Some have romanticized the “lost cause” because it was a way to downplay the devastating defeat our region suffered during the Civil War. Others have done so because it gives them a way to revere ancestors who fought for the South. Others still have simply been caught unaware by a century-long effort to re-imagine why the South went to war through popular TV shows, such as “The Dukes of Hazzard,” whose primary star was an orange car, topped with a Confederate flag and named after Lee, and through history books written by Confederate sympathizers that were adopted by numerous public schools throughout the South. In those books, abolitionists were treated like unwelcome antagonists.

Lee was—and is—a hero to those white Southerners, even the ones who agreed to bring down the Confederate flag, after a half century of flying at the South Carolina Statehouse, after a white supremacist murdered nine black people in a Charleston church. Lee was never a hero to black Southerners and Native American Southerners. He was always a racist icon.

In much of the reporting on fraught issues of race in the South, journalists have tended to be so even-handed as to distort history. Which is why, if you look through the archives of just about any newspaper or local news station, you’ll find headlines that have some form of the “heritage vs. hate” format on reports about Confederate flag protests. On the one hand, you have Confederate supporters arguing they want the flag to fly in public spaces on the public’s dime because of heritage. On the other, you have black and Native American Southerners saying it shouldn’t be. It’s a neat, clean way of distilling down a still not-well-understood period of our history—when highlighting mess and contradiction is the only way to help readers, listeners, and viewers get closer to the truth.

The “How Robert E. Lee went from hero to racist icon” analysis provides important historical context about how Lee, who experts view as one of the country’s most inept wartime generals, came to be viewed as one of America’s most daring generals ever – by the white Southerners who revere the Confederacy. Lee, a man whose military treated blacks harshly and who did awful things to his own black slaves, has been turned into a God-fearing, virtuous man who called for peace and equality—by the white Southerners who revere the Confederacy.

The AP wrote: “His transformation, at the center of the recent violence in Charlottesville, Virginia, reflects the changing moods in the United States around race, mythology and national reconciliation, historians say. Lee monuments, memorials and schools in his name erected at the turn of the 20th Century are now facing scrutiny amid a demographically changing nation.”

That sounds eerily like the thinking of a member of the South Carolina General Assembly who, after calls for the Confederate flag to be removed grew louder after Dylann Roof killed black people during a Bible study, said he was surprised because the flag had not been an issue in the years leading up to that event.

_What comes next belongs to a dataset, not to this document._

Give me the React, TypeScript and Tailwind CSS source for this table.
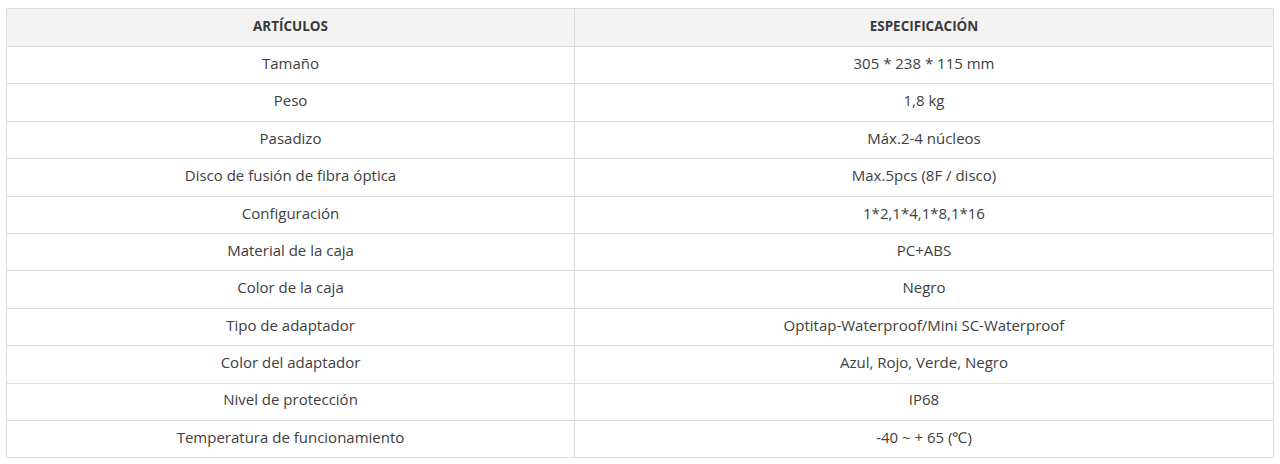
const rows: [string, string][] = [
  ["Tamaño", "305 * 238 * 115 mm"],
  ["Peso", "1,8 kg"],
  ["Pasadizo", "Máx.2-4 núcleos"],
  ["Disco de fusión de fibra óptica", "Max.5pcs (8F / disco)"],
  ["Configuración", "1*2,1*4,1*8,1*16"],
  ["Material de la caja", "PC+ABS"],
  ["Color de la caja", "Negro"],
  ["Tipo de adaptador", "Optitap-Waterproof/Mini SC-Waterproof"],
  ["Color del adaptador", "Azul, Rojo, Verde, Negro"],
  ["Nivel de protección", "IP68"],
  ["Temperatura de funcionamiento", "-40 ~ + 65 (℃)"],
];

export default function App() {
  return (
    <div className="bg-white pt-2 pl-[6px] pr-[6px] font-['Open_Sans',sans-serif]">
      <table className="w-full border-collapse border border-[#dddddd] text-[15px] text-[#404040]">
        <thead>
          <tr className="bg-[#f3f3f3] h-[38px]">
            <th className="w-[568px] border border-[#dddddd] pb-[2px] text-[13.5px] font-bold text-[#3a3a3a]">ARTÍCULOS</th>
            <th className="border border-[#dddddd] pb-[2px] text-[13.5px] font-bold text-[#3a3a3a]">ESPECIFICACIÓN</th>
          </tr>
        </thead>
        <tbody>
          {rows.map(([k, v]) => (
            <tr key={k} className="h-[37.4px]">
              <td className="border border-[#dddddd] pb-[4px] text-center">{k}</td>
              <td className="border border-[#dddddd] pb-[4px] text-center">{v}</td>
            </tr>
          ))}
        </tbody>
      </table>
    </div>
  );
}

He was right that it wasn’t an issue to most white Southerners. He was wrong—egregiously wrong—that it hadn’t been an issue for black and Native American Southerners. The flag never stopped being an issue for them.

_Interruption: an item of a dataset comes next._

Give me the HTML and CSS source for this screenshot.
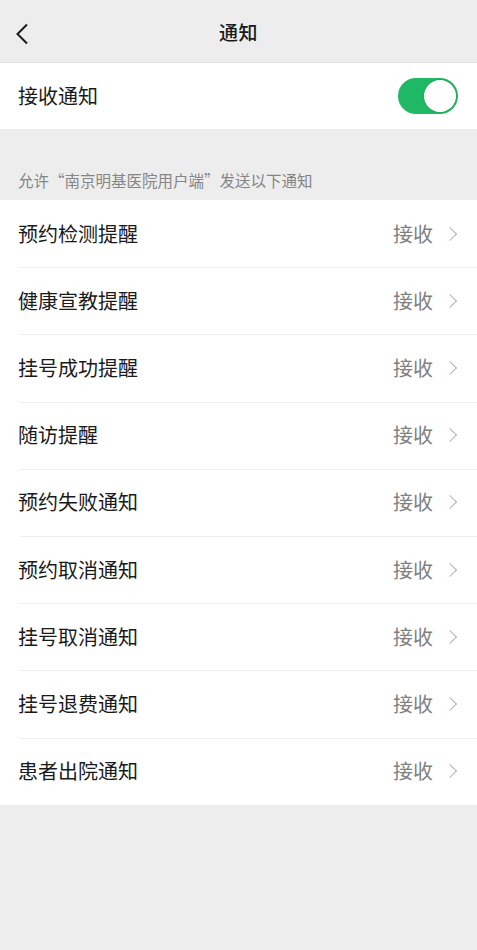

It became an issue when former Confederate soldiers after the Civil War founded the Ku Klux Klan, and that domestic terror group murdered and raped and lynched and intimidated black and Native American Southerners in a variety of other ways throughout the 20th century. There were moments when protests against the flag were louder than others, and the years before the Roof shooting were among the quieter moments. But it wasn’t because the flag had stopped being an issue, just that it’s hard to keep screaming while those in power keep ignoring your cries. The issue didn’t change; it’s just that once-ignored voices are now being heard in a browning America.

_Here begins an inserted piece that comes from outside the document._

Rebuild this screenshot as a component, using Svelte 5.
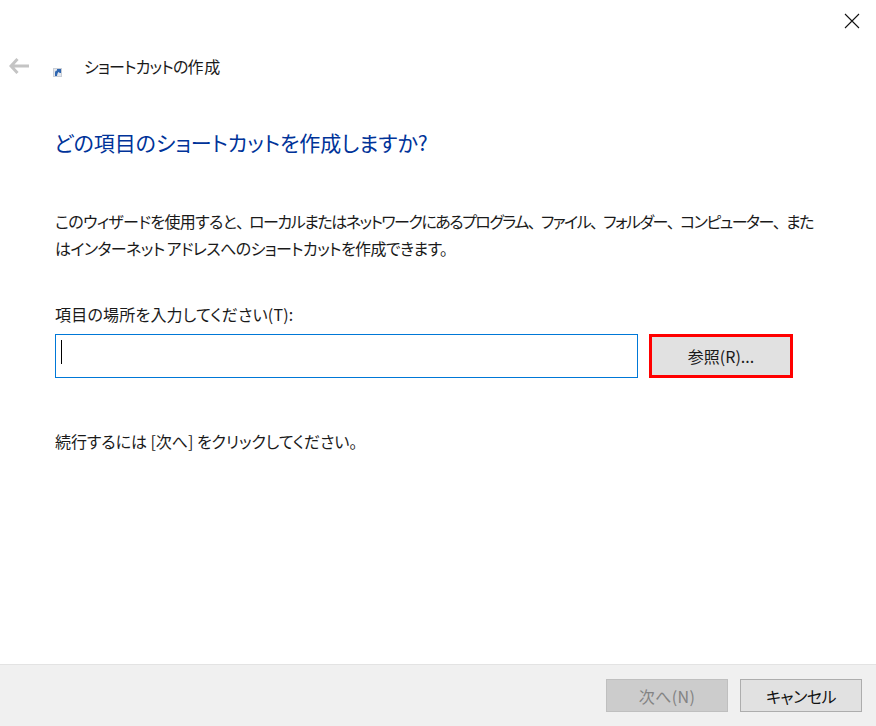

Here’s the thrust of what happened in Virginia this past week: Black and Native American Southerners have for decades found a way to live with the veneration of the Confederacy—a short-lived nation built upon the belief that blacks were inferior and should forever be in bondage – including having their tax money and open spaces used for monuments to those who hated them.

Young white supremacists couldn’t handle the removal of one of those monuments without a violent response. Their entitlement was molded by a distorted view of Southern history that long relegated black and Native American views to secondary status, if not outright irrelevance. Journalists should be careful not to inadvertently continue that legacy.